The impact was nothing short of transformative. Cosmic rays, once only detectable indirectly through the secondary particles they produced in the atmosphere, could be studied in situ, providing insights into their origins and acceleration mechanisms. The cosmic microwave background radiation (CMB), the faint afterglow of the Big Bang, could be mapped with unprecedented precision by satellites like COBE, WMAP, and Planck, providing cornerstone evidence for our cosmological models and allowing precise measurements of the universe’s age, composition, and geometry.

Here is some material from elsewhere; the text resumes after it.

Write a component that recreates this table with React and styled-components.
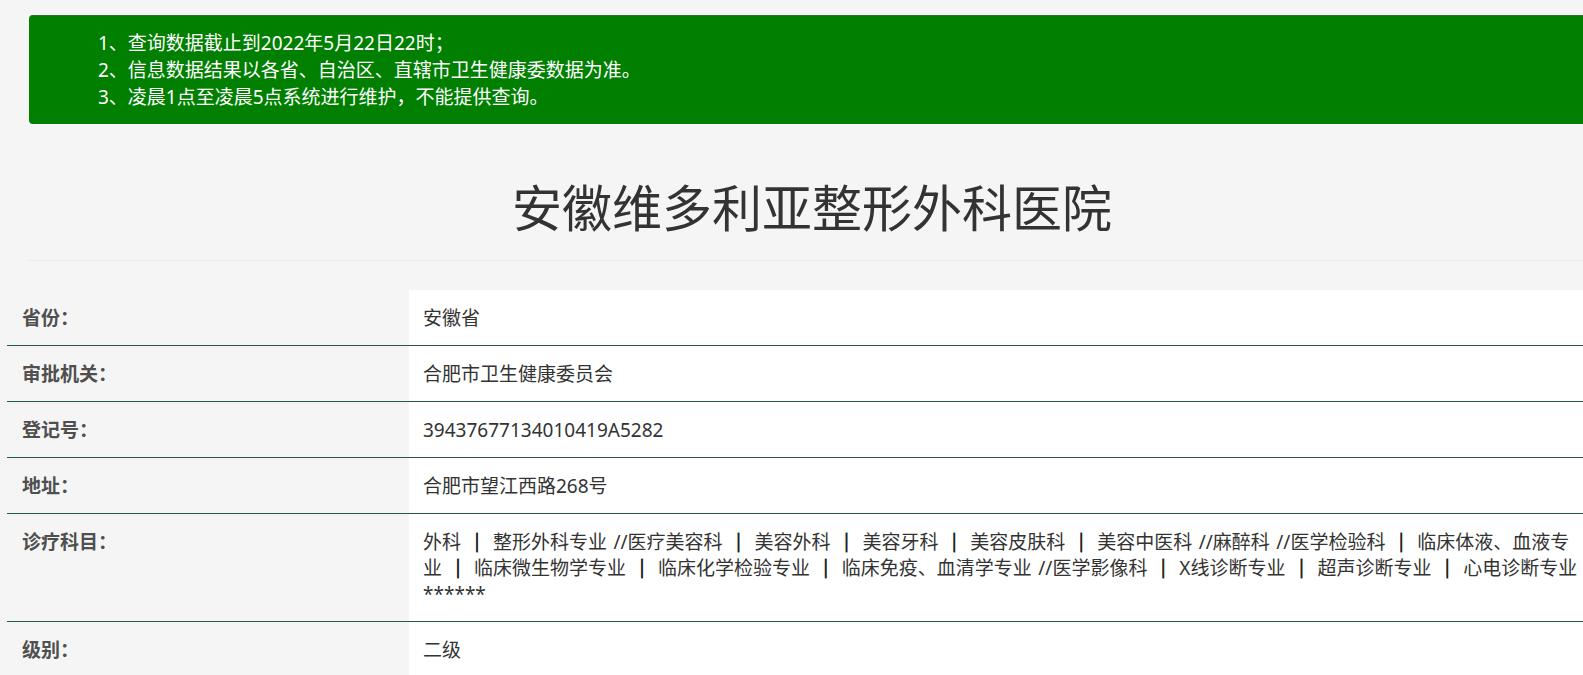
import React from "react";
import styled, { createGlobalStyle } from "styled-components";

const Global = createGlobalStyle`
  html, body {
    margin: 0;
    padding: 0;
    background: #f5f5f5;
    overflow: hidden;
  }
  body {
    font-family: "Noto Sans", "Noto Sans CJK SC", sans-serif;
    color: #333;
  }
`;

const Page = styled.div`
  width: 100vw;
  overflow: hidden;
`;

const Container = styled.div`
  width: 1600px;
  padding-top: 15px;
`;

const Alert = styled.div`
  margin-left: 29px;
  width: 1566px;
  box-sizing: border-box;
  background: #007f00;
  border-top: 1px solid #2a6f2a;
  border-radius: 4px;
  color: #fff;
  padding: 14px 0 13px 69px;
  font-size: 19px;
  line-height: 27px;
`;

const AlertLine = styled.div`
  white-space: nowrap;
`;

const Title = styled.h1`
  margin: 57px 0 0 29px;
  width: 1566px;
  text-align: center;
  font-size: 50px;
  font-weight: 400;
  line-height: 55px;
  color: #333;
`;

const Rule = styled.div`
  margin: 24px 0 0 29px;
  width: 1566px;
  height: 1px;
  background: #e9e9e9;
`;

const Table = styled.div`
  margin: 29px 0 0 7px;
  width: 1590px;
`;

const Row = styled.div`
  display: grid;
  grid-template-columns: 402px 1fr;
  border-bottom: 1px solid #245a46;
`;

const Label = styled.div`
  padding: 15px 15px 14px 15px;
  font-size: 19px;
  line-height: 26px;
  font-weight: 700;
  color: #4f4f4f;
  background: #f5f5f5;
`;

const Value = styled.div`
  padding: 15px 14px 14px 14px;
  font-size: 19px;
  line-height: 26px;
  word-spacing: 1.5px;
  color: #333;
  background: #fff;
`;

const Content = styled.div`
  width: 1160px;
`;

const Sep = styled.span`
  display: inline-block;
  line-height: 26px;
  height: 26px;
  vertical-align: top;
  font-family: "Noto Sans CJK SC", sans-serif;
  font-weight: 700;
  color: #222;
  -webkit-text-stroke: 0.9px #222;
`;

const departments = [
  "外科",
  "整形外科专业 //医疗美容科",
  "美容外科",
  "美容牙科",
  "美容皮肤科",
  "美容中医科 //麻醉科 //医学检验科",
  "临床体液、血液专业",
  "临床微生物学专业",
  "临床化学检验专业",
  "临床免疫、血清学专业 //医学影像科",
  "X线诊断专业",
  "超声诊断专业",
  "心电诊断专业",
];

const Departments = () => (
  <>
    {departments.map((d, i) => (
      <React.Fragment key={d}>
        {i > 0 && (
          <>
            {" "}
            <Sep>｜</Sep>{" "}
          </>
        )}
        {d}
      </React.Fragment>
    ))}{" "}
    ******
  </>
);

const rows = [
  ["省份：", "安徽省"],
  ["审批机关：", "合肥市卫生健康委员会"],
  ["登记号：", "39437677134010419A5282"],
  ["地址：", "合肥市望江西路268号"],
  ["诊疗科目：", <Departments />],
  ["级别：", "二级"],
];

export default function App() {
  return (
    <Page>
      <Global />
      <Container>
        <Alert>
          <AlertLine>1、查询数据截止到2022年5月22日22时；</AlertLine>
          <AlertLine>2、信息数据结果以各省、自治区、直辖市卫生健康委数据为准。</AlertLine>
          <AlertLine>3、凌晨1点至凌晨5点系统进行维护，不能提供查询。</AlertLine>
        </Alert>
        <Title>安徽维多利亚整形外科医院</Title>
        <Rule />
        <Table>
          {rows.map(([k, v]) => (
            <Row key={k}>
              <Label>{k}</Label>
              <Value>
                <Content>{v}</Content>
              </Value>
            </Row>
          ))}
        </Table>
      </Container>
    </Page>
  );
}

The study of planets, moons, comets, and asteroids within our own solar system was also revolutionized, with robotic probes like the Mariner, Pioneer, Voyager, and Viking series sending back the first close-up images and data from Mars, Venus, Jupiter, Saturn, and beyond, turning them from faint, fuzzy points of light into complex, dynamic worlds with unique geologies and atmospheres.
Sputnik’s Lasting Echoes
The distinct beep of Sputnik 1 faded long ago as its batteries died, and the satellite itself succumbed to atmospheric drag, burning up as it re-entered Earth’s atmosphere on January 4, 1958. Yet, its legacy resonates powerfully even today, nearly seven decades later. The initial fear and intense rivalry it engendered eventually gave way to a more complex tapestry of competition and, at times, remarkable international cooperation in space. Milestones like the Apollo-Soyuz Test Project in 1975, and more enduringly, the collaborative construction and operation of the International Space Station, demonstrate how shared scientific goals can transcend political divisions, a spirit arguably seeded by the shared awe of that first artificial moon.

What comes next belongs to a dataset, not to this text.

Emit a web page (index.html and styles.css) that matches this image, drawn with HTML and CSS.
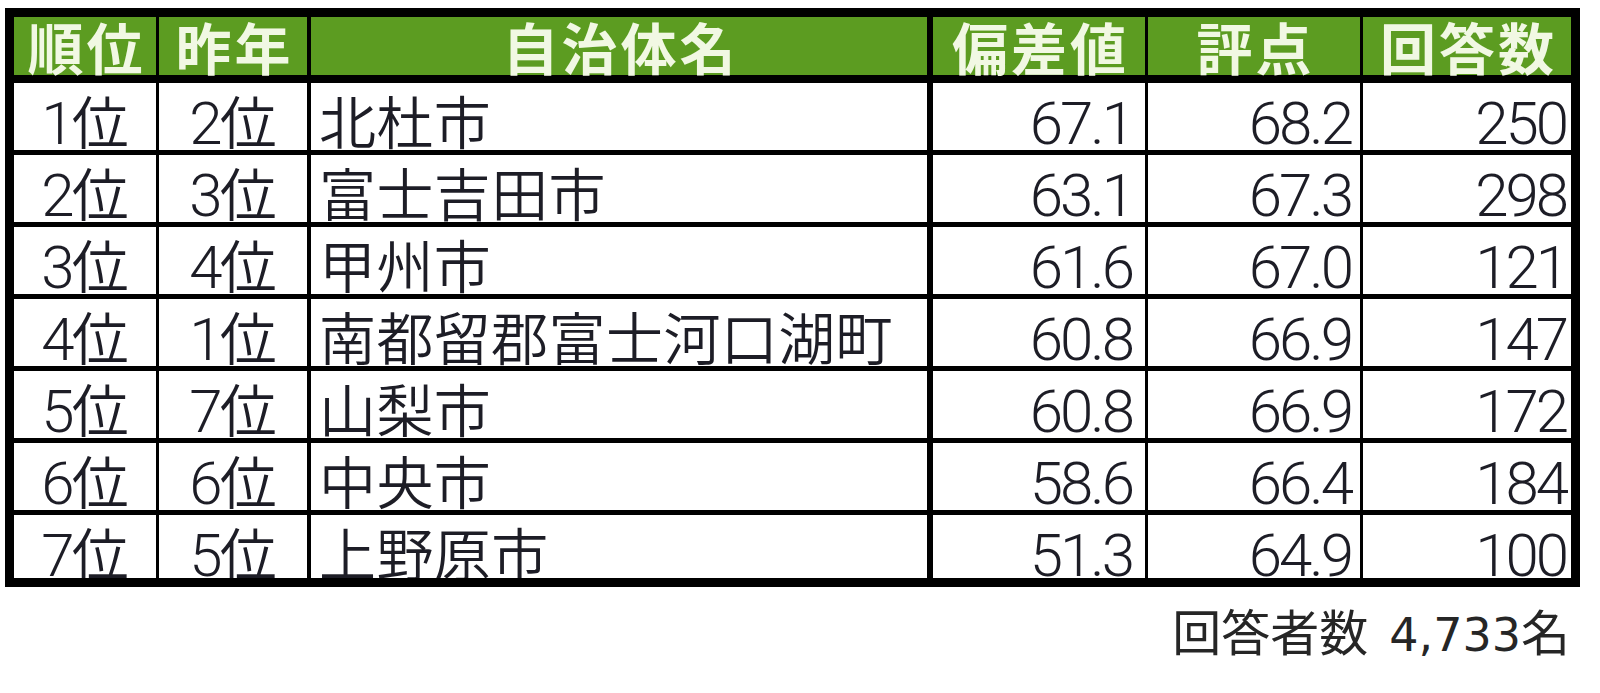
FILE: index.html
```html
<!DOCTYPE html>
<html lang="ja">
<head>
<meta charset="utf-8">
<title>ランキング</title>
<link rel="stylesheet" href="styles.css">
</head>
<body>
<div class="page">
  <div class="table">
    <div class="row head">
      <div class="cell c1">順位</div>
      <div class="cell c2">昨年</div>
      <div class="cell c3">自治体名</div>
      <div class="cell c4">偏差値</div>
      <div class="cell c5">評点</div>
      <div class="cell c6">回答数</div>
    </div>
    <div class="row">
      <div class="cell c1"><span class="n">1</span>位</div><div class="cell c2"><span class="n">2</span>位</div><div class="cell c3">北杜市</div>
      <div class="cell c4"><span class="n">67.1</span></div><div class="cell c5"><span class="n">68.2</span></div><div class="cell c6"><span class="n">250</span></div>
    </div>
    <div class="row">
      <div class="cell c1"><span class="n">2</span>位</div><div class="cell c2"><span class="n">3</span>位</div><div class="cell c3">富士吉田市</div>
      <div class="cell c4"><span class="n">63.1</span></div><div class="cell c5"><span class="n">67.3</span></div><div class="cell c6"><span class="n">298</span></div>
    </div>
    <div class="row">
      <div class="cell c1"><span class="n">3</span>位</div><div class="cell c2"><span class="n">4</span>位</div><div class="cell c3">甲州市</div>
      <div class="cell c4"><span class="n">61.6</span></div><div class="cell c5"><span class="n">67.0</span></div><div class="cell c6"><span class="n">121</span></div>
    </div>
    <div class="row">
      <div class="cell c1"><span class="n">4</span>位</div><div class="cell c2"><span class="n">1</span>位</div><div class="cell c3">南都留郡富士河口湖町</div>
      <div class="cell c4"><span class="n">60.8</span></div><div class="cell c5"><span class="n">66.9</span></div><div class="cell c6"><span class="n">147</span></div>
    </div>
    <div class="row">
      <div class="cell c1"><span class="n">5</span>位</div><div class="cell c2"><span class="n">7</span>位</div><div class="cell c3">山梨市</div>
      <div class="cell c4"><span class="n">60.8</span></div><div class="cell c5"><span class="n">66.9</span></div><div class="cell c6"><span class="n">172</span></div>
    </div>
    <div class="row">
      <div class="cell c1"><span class="n">6</span>位</div><div class="cell c2"><span class="n">6</span>位</div><div class="cell c3">中央市</div>
      <div class="cell c4"><span class="n">58.6</span></div><div class="cell c5"><span class="n">66.4</span></div><div class="cell c6"><span class="n">184</span></div>
    </div>
    <div class="row last">
      <div class="cell c1"><span class="n">7</span>位</div><div class="cell c2"><span class="n">5</span>位</div><div class="cell c3">上野原市</div>
      <div class="cell c4"><span class="n">51.3</span></div><div class="cell c5"><span class="n">64.9</span></div><div class="cell c6"><span class="n">100</span></div>
    </div>
  </div>
  <div class="note">回答者数 <span class="num">4,733</span>名</div>
</div>
</body>
</html>
```

FILE: styles.css
```css
* {
  box-sizing: border-box;
}

html, body {
  margin: 0;
  padding: 0;
  background: #ffffff;
}

.page {
  padding: 8px 0 0 5px;
  width: 1600px;
  height: 693px;
  overflow: hidden;
}

.table {
  width: 1575px;
  border: 9px solid #000;
  background: #fff;
}

.row {
  display: grid;
  grid-template-columns: 145px 152px 622px 215px 215px 208px;
  height: 72px;
  border-bottom: 5px solid #000;
  font-family: "Noto Sans CJK JP", sans-serif;
  font-weight: 350;
  font-size: 57px;
  line-height: 57px;
  color: #1d1d26;
}

.row.last {
  height: 63px;
  border-bottom: none;
  overflow: hidden;
}

.row.head {
  height: 66px;
  border-bottom: 8px solid #000;
  background: #5c9c21;
}

.cell {
  border-right: 3px solid #000;
  white-space: nowrap;
  padding-top: 8px;
}

.n {
  font-family: "Roboto", "Liberation Sans", sans-serif;
  font-weight: 300;
  font-size: 60px;
  line-height: 0;
  letter-spacing: -3px;
}

.c2 {
  border-right-width: 4px;
}

.c3 {
  border-right-width: 6px;
}

.c6 {
  border-right: none;
}

.c1, .c2 {
  text-align: center;
}

.c3 {
  padding-left: 8px;
  letter-spacing: 0.4px;
}

.c4 {
  text-align: right;
  padding-right: 13px;
}

.c5 {
  text-align: right;
  padding-right: 9px;
}

.c6 {
  text-align: right;
  padding-right: 5px;
}

.head .cell {
  display: flex;
  align-items: center;
  justify-content: center;
  padding: 0 0 0 3px;
  font-family: "Noto Sans CJK JP", sans-serif;
  font-weight: 700;
  font-size: 56px;
  line-height: 56px;
  letter-spacing: 3px;
  color: #f1f8e3;
}

.note {
  margin-top: 18px;
  padding-right: 30px;
  text-align: right;
  font-family: "Noto Sans CJK JP", sans-serif;
  font-size: 49px;
  line-height: 1;
  color: #262626;
}

.note .num {
  font-family: "DejaVu Sans", "Noto Sans CJK JP", sans-serif;
  font-size: 46px;
  margin-left: 10px;
}
```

Beyond the direct scientific and technological leaps, Sputnik fundamentally altered humanity’s perception of its place in the universe and its own capabilities. It underscored our planet’s fragility and interconnectedness, a concept later vividly captured by images of Earth from space – the “Pale Blue Dot” in a vast cosmic ocean. It inspired generations of scientists, engineers, writers, artists, and dreamers, fostering a sense of wonder and boundless possibility that continues to drive exploration and innovation. The quest for knowledge, once largely confined to our terrestrial sphere, now genuinely reached for the stars, a journey that truly began with that small, beeping sphere launched from the Baikonur Cosmodrome.
The astronomical advancements alone, born from the necessity and opportunity of accessing space, have rewritten our textbooks many times over. We now understand the lifecycle of stars from birth to death, the incredible prevalence of exoplanets orbiting other stars, the violent and beautiful dynamics of galaxies, and the very origins and evolution of the universe with a clarity and depth that would have been unimaginable to astronomers before October 1957. Every stunning image from the Hubble Space Telescope, every new exoplanet catalogued by Kepler or TESS, every gravitational wave detected by LIGO and Virgo, every new insight into dark matter and dark energy owes an intellectual and technological debt to the pioneering spirit and capabilities ignited by Sputnik. It was a small, metallic herald, announcing not just a new object in the sky, but a new era for human understanding.